平坦な所はない。だが黒岩に登ってみると眼下に目的の岩が。

黒岩から道に戻り、少し下ると其の岩があった。此処だろう。

3畳位の広さ。平坦だしゴツゴツしてないので、日がな日向

ぼっこしてても無理がない。よく家族と来ては寝転んでいた。

道に戻って下って行くと高座谷の上流に着いた。進入禁止と

道標が指すのが行きたい方向。此処から風吹岩へ行きたい。

何故に進入禁止なのか解らぬほど良い道が続く。しばらくは

水流に沿って歩くが、やがて西側の尾根に上り一般道に合流。

シダ藪が丈の低い笹薮に変わた。静かで雰囲気の良い所だ。

一般道に出た所に、大きな岩があったので登ってみる。案外

平坦に見える荒地山の頂上付近。どの辺りを下ってきたのか。

しばらく一般道を南に進めば風吹岩に着く。
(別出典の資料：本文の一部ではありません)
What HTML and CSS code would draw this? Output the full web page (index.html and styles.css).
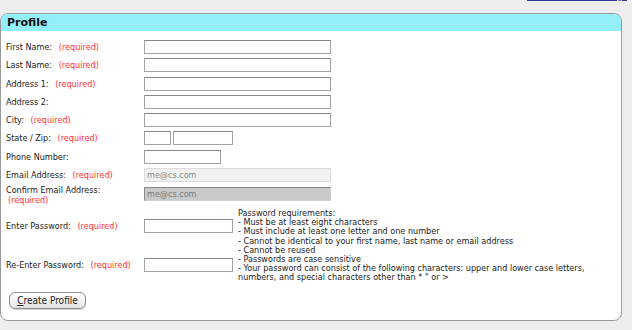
FILE: index.html
```html
<!DOCTYPE html>
<html>
<head>
<meta charset="utf-8">
<title>Profile</title>
<link rel="stylesheet" href="styles.css">
</head>
<body>
<div class="top"><a href="#" class="home-link">Return to Your Home Page</a></div>
<div class="panel">
  <div class="panel-head">Profile</div>
  <form class="form">
    <div class="row"><span class="label">First Name: <span class="req">(required)</span></span><input class="field wide" type="text"></div>
    <div class="row"><span class="label">Last Name: <span class="req">(required)</span></span><input class="field wide" type="text"></div>
    <div class="row"><span class="label">Address 1: <span class="req">(required)</span></span><input class="field wide" type="text"></div>
    <div class="row"><span class="label">Address 2:</span><input class="field wide" type="text"></div>
    <div class="row"><span class="label">City: <span class="req">(required)</span></span><input class="field wide" type="text"></div>
    <div class="row"><span class="label">State / Zip: <span class="req">(required)</span></span><input class="field state" type="text"><input class="field zip" type="text"></div>
    <div class="row"><span class="label">Phone Number:</span><input class="field phone" type="text"></div>
    <div class="row"><span class="label">Email Address: <span class="req">(required)</span></span><input class="field wide email" type="text" value="me@cs.com" readonly></div>
    <div class="row tall"><span class="label two">Confirm Email Address:<br><span class="req indent">(required)</span></span><input class="field wide confirm" type="text" value="me@cs.com" readonly></div>
    <div class="pw">
      <span class="label pw1">Enter Password: <span class="req">(required)</span></span>
      <input class="field pass pwin1" type="password">
      <div class="rules">Password requirements:<br>- Must be at least eight characters<br>- Must include at least one letter and one number<br>- Cannot be identical to your first name, last name or email address<br>- Cannot be reused<br>- Passwords are case sensitive<br>- Your password can consist of the following characters: upper and lower case letters,<br>numbers, and special characters other than * " or &gt;</div>
      <span class="label pw2">Re-Enter Password: <span class="req">(required)</span></span>
      <input class="field pass pwin2" type="password">
    </div>
    <button type="button" class="btn"><u>C</u>reate Profile</button>
  </form>
</div>
</body>
</html>
```
FILE: styles.css
```css
html, body {
  margin: 0;
  padding: 0;
  background: #eeeeee;
}
body {
  font-family: "DejaVu Sans Condensed", "Liberation Sans", sans-serif;
  font-size: 9px;
  color: #222;
  overflow: hidden;
}
.top {
  margin-top: -9px;
  height: 22px;
  line-height: 11px;
  text-align: right;
  padding-right: 5px;
}
.home-link {
  color: #33339a;
  font-size: 8.5px;
}
.panel {
  width: 620px;
  border: 1px solid #9a9a9a;
  border-radius: 8px;
  background: #fff;
}
.panel-head {
  height: 17px;
  line-height: 17px;
  background: #93f0f8;
  border-radius: 7px 7px 0 0;
  padding-left: 6px;
  font-family: "DejaVu Sans", sans-serif;
  font-weight: bold;
  font-size: 11px;
  color: #111;
}
.form {
  padding: 9px 0 11px 5px;
  margin: 0;
}
.row {
  display: flex;
  align-items: center;
  height: 14px;
  margin-bottom: 4.3px;
}
.row.tall {
  height: 20px;
  align-items: flex-start;
  margin-bottom: 2.6px;
}
.label {
  width: 138px;
  flex: none;
  white-space: nowrap;
}
.label.two {
  line-height: 10px;
  margin-top: -1.5px;
}
.req {
  color: #f33;
  margin-left: 4px;
}
.req.indent {
  margin-left: 2px;
}
.field {
  box-sizing: border-box;
  height: 14px;
  margin: 0;
  padding: 0 2px;
  border: 1px solid #a3a3a3;
  border-top-color: #878787;
  background: #fff;
  font-family: "DejaVu Sans Condensed", "Liberation Sans", sans-serif;
  font-size: 9px;
  color: #888;
  outline: none;
}
.wide { width: 187px; }
.state { width: 27px; margin-right: 2px; }
.zip { width: 60px; }
.phone { width: 77px; }
.email {
  background: #f1f1f1;
  border-color: #dcdcdc;
  color: #8a8a8a;
}
.confirm {
  background: #c9c9c9;
  border-color: #8a8a8a #cfcfcf #cfcfcf #8a8a8a;
  color: #7a7a7a;
  margin-top: 0.5px;
}
.pw {
  display: grid;
  grid-template-columns: 138px 94px auto;
  grid-template-rows: 34px 44px;
  align-items: center;
}
.pw1 { grid-row: 1; grid-column: 1; }
.pwin1 { grid-row: 1; grid-column: 2; }
.pw2 { grid-row: 2; grid-column: 1; }
.pwin2 { grid-row: 2; grid-column: 2; }
.pass { width: 89px; }
.rules {
  grid-row: 1 / 3;
  grid-column: 3;
  align-self: start;
  line-height: 9.2px;
  white-space: nowrap;
  color: #222;
}
.btn {
  margin: 5px 0 0 3px;
  width: 77px;
  height: 17px;
  padding: 0;
  border: 1px solid #8c8c8c;
  border-radius: 6px;
  background: linear-gradient(#ffffff, #f4f4f4 50%, #e2e2e2);
  box-shadow: 0 1px 0 #d8d8d8;
  font-family: "DejaVu Sans Condensed", "Liberation Sans", sans-serif;
  font-size: 10px;
  color: #222;
}
```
昭文社の地図には

風吹岩跡と記されている。もっと大きな岩だったが崩れたのか。

中央稜への道を下ると展望の良い所に出る。最近は風吹岩より

こちらの方が人気があるようだ。此処から萬物相に下る道がある。

家族は昔に一度歩いたことがあるらしいが、ハムは初めて来た。

たぶんそうだ。もうその頃の記憶は、部分的にしか残っていない。

奇観ではあるが、それ以上のものでもない。箱庭的風景というか。

萬物相から一旦谷に下り、一番太い道を歩きB懸尾根を越える。

また谷に下り、登り返すとC懸ピークを見る。立ち寄ってみよう。

階段状の岩場を登る。風化した砂礫が積もり足下が定まらない。

トラロープが残置されいるが、とても信用できない触らずに登る。

ピークからの風景は見るべき物も無く。休憩する気にもならない。

A懸側へ下ろうと思ったが、道が分からず、登って来た所に戻る。

トラロープの支点の松は完全に枯れ木だ。ゆするとグラグラする。

夕暮れも迫っている、C懸垂尾根を登り中央稜の一般道に出る。

山歩きを、始めたばかりの人が来れば楽しめそうだ。我々も

そうだった。中央稜にもアトラクション的な要素が幾つもある。

高座滝の手前で若いハイカー二組とすれ違う。軽装で今から?

と、心配しかけたが、家族に「若いから大丈夫!」と窘められる。

名残りの紅葉を見つつ下る。JR芦屋駅に着くと真っ暗だった。